What is needed>
Collect each line of the records containing the string "this".

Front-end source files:
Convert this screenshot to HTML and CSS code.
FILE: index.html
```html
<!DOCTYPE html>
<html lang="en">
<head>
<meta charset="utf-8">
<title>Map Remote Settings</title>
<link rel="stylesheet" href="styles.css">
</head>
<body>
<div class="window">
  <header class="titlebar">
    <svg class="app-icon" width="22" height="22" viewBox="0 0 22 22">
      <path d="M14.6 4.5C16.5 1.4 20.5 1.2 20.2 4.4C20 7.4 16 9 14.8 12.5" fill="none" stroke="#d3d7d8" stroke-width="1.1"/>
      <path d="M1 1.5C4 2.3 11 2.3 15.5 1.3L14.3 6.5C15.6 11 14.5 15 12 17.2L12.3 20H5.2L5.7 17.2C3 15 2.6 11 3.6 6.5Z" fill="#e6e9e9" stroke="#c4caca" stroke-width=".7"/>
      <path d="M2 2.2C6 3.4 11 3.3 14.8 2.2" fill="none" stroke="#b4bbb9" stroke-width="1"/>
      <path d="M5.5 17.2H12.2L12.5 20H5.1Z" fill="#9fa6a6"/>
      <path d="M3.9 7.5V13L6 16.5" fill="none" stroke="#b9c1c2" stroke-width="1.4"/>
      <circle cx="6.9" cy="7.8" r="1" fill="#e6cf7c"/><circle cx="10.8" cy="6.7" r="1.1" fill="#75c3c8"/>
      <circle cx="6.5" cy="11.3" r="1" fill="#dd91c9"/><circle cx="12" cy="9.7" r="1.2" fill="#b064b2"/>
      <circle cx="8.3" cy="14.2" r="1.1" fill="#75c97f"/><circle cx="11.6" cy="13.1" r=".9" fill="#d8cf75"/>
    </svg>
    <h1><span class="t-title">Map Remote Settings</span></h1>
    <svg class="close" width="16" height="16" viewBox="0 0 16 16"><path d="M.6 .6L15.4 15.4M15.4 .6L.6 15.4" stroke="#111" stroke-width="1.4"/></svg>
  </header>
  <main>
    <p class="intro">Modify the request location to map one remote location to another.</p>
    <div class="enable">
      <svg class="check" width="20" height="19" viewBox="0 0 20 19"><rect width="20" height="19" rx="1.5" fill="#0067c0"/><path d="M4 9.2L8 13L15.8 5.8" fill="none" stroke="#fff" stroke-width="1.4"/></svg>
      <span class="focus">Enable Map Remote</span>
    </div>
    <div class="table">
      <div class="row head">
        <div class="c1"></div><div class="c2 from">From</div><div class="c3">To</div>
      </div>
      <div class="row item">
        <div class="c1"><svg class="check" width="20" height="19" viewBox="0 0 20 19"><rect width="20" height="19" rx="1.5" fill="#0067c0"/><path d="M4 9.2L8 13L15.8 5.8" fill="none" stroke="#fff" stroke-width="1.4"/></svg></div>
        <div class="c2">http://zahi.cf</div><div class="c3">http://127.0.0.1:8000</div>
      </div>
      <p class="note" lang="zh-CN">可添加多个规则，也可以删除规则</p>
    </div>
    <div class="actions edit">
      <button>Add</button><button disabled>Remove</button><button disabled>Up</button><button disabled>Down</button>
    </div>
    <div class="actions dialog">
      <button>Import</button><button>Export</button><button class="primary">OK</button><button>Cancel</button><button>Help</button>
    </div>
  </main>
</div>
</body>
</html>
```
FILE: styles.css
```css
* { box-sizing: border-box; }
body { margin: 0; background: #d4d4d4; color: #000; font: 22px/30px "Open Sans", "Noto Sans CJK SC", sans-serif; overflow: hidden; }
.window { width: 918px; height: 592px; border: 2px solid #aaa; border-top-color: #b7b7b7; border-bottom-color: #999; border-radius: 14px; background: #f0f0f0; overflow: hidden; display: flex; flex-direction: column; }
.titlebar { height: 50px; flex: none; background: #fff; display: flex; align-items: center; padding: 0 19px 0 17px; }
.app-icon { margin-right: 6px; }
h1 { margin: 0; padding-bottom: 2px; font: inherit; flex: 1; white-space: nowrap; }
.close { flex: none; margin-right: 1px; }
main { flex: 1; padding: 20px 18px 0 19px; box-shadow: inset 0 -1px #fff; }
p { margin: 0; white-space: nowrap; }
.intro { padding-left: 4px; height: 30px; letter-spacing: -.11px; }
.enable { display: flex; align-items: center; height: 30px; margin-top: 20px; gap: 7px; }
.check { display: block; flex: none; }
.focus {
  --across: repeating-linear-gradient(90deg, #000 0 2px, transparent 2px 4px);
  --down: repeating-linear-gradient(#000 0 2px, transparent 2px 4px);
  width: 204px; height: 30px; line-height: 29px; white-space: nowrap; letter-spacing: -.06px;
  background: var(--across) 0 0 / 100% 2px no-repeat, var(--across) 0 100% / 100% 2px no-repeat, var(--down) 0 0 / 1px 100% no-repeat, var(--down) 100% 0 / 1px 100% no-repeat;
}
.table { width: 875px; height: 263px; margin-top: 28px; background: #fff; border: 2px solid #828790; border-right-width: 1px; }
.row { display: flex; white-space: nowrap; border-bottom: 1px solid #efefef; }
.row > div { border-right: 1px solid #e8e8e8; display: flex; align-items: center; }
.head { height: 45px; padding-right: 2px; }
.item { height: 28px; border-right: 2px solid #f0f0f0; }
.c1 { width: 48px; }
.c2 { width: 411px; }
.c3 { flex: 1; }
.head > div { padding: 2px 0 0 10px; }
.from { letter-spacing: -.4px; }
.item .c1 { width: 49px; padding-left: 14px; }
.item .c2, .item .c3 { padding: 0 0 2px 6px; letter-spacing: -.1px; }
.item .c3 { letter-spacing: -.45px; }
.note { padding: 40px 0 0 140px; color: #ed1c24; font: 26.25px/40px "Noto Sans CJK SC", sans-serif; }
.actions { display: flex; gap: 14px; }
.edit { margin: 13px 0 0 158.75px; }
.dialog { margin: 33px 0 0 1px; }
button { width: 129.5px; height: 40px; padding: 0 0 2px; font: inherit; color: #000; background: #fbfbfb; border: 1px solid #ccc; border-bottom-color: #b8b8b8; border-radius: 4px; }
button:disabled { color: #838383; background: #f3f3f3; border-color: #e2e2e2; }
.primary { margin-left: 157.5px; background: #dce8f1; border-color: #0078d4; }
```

...

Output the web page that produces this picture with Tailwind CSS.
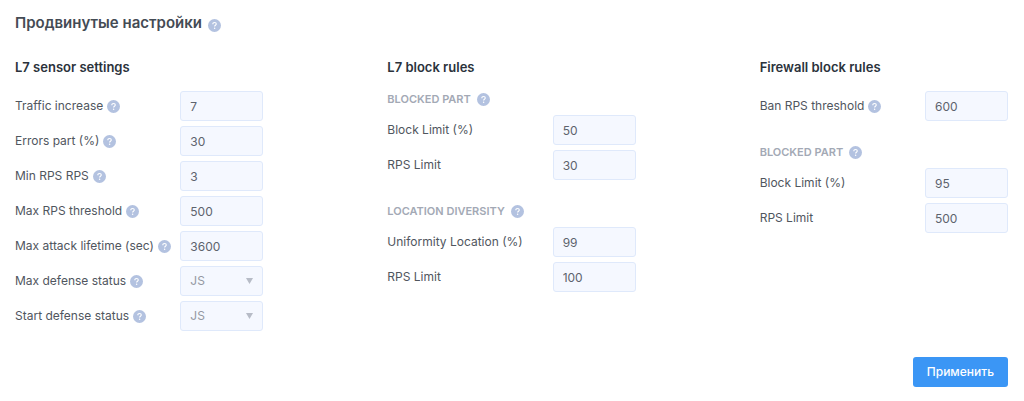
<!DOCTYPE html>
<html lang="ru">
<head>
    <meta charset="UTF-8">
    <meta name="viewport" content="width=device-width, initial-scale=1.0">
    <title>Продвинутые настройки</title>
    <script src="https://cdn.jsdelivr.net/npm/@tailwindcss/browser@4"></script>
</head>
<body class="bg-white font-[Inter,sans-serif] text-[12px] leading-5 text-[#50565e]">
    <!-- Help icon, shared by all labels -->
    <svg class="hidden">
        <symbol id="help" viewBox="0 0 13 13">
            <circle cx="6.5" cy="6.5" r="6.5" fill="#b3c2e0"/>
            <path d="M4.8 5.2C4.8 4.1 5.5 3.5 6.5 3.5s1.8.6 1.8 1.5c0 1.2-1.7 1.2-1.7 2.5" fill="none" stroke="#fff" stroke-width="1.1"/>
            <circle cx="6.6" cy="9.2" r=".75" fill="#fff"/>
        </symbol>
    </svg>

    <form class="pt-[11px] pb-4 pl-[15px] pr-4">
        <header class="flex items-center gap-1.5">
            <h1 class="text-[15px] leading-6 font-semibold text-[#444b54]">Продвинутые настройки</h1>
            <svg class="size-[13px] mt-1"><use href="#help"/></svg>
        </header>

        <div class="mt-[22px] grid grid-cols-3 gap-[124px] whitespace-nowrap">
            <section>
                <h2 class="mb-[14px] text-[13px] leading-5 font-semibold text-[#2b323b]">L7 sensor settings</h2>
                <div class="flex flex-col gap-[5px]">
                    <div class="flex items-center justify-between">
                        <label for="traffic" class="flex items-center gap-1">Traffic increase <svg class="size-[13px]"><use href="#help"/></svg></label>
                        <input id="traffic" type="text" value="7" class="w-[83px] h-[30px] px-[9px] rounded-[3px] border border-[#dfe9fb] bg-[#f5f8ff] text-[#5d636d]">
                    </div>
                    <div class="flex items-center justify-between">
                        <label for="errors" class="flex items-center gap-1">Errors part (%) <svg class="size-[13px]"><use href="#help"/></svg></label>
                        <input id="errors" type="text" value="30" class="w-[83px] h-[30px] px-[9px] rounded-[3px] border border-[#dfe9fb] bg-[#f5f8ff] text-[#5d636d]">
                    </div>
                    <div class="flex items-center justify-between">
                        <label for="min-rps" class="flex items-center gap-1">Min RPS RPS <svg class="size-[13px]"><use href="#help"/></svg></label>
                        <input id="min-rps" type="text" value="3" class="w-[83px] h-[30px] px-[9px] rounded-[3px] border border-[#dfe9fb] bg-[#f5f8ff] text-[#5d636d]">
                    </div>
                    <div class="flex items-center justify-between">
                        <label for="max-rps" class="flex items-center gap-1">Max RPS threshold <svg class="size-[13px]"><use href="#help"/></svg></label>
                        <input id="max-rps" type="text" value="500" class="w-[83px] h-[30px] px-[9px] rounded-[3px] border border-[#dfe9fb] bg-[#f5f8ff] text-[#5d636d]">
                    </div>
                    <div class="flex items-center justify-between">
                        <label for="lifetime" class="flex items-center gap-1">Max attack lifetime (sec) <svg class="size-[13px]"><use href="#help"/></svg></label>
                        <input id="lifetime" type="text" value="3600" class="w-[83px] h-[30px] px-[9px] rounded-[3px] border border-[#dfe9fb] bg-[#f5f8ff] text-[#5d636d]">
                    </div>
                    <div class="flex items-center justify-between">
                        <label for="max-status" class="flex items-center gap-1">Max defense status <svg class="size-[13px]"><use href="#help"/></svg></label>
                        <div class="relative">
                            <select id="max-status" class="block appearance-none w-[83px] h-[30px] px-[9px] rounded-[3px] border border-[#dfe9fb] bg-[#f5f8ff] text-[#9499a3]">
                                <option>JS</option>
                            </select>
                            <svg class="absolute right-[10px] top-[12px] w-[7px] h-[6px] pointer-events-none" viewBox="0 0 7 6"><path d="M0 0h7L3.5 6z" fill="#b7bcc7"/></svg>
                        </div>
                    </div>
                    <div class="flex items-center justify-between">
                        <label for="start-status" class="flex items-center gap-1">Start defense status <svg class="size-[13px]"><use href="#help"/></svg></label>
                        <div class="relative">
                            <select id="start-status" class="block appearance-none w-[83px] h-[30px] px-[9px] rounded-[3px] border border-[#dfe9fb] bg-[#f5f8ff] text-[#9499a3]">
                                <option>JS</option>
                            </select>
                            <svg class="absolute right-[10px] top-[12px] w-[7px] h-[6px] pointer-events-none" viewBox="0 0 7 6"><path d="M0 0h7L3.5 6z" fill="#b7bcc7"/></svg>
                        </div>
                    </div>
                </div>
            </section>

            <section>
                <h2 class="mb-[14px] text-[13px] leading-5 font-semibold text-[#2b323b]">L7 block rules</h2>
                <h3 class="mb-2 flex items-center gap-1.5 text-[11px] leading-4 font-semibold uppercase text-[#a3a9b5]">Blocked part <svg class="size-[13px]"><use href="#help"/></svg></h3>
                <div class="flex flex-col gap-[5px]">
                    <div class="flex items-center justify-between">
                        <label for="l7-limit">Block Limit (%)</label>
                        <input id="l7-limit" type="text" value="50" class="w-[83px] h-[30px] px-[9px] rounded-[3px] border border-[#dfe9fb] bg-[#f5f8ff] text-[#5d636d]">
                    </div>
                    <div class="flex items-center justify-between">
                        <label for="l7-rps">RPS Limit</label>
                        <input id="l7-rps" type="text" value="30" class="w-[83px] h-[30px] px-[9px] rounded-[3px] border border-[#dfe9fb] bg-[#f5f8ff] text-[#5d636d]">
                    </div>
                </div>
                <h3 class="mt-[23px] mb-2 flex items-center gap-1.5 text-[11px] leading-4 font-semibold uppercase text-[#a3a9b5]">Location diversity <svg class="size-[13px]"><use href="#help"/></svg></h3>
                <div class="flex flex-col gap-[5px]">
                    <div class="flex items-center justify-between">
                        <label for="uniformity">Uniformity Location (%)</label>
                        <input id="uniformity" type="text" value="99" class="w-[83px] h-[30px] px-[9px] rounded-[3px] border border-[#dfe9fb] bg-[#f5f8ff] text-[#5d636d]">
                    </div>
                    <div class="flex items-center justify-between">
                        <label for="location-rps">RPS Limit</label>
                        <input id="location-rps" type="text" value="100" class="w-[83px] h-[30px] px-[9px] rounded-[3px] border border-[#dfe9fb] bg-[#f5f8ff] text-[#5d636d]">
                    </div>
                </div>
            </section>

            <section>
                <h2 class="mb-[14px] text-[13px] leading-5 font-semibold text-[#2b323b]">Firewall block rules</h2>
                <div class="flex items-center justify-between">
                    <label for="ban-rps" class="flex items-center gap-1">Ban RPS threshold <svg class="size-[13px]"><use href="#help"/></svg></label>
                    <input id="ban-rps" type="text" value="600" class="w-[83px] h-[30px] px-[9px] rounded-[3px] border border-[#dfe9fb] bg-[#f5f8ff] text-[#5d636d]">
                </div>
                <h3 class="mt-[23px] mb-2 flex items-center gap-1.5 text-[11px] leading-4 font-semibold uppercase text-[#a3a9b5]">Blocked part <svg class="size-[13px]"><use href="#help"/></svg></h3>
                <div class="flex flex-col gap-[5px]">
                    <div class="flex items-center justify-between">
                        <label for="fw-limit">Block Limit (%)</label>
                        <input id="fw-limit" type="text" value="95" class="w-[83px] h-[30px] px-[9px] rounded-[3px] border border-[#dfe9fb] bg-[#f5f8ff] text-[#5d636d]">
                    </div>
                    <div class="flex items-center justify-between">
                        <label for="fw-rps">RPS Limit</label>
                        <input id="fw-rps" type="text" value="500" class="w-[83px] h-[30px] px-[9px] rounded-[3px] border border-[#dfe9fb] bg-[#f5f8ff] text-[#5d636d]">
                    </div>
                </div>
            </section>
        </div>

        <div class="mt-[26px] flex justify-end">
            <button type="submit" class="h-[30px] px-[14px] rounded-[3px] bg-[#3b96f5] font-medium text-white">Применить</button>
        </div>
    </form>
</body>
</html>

Solution>
Convert this screenshot to HTML and CSS code.
Output the web page that produces this picture with Tailwind CSS.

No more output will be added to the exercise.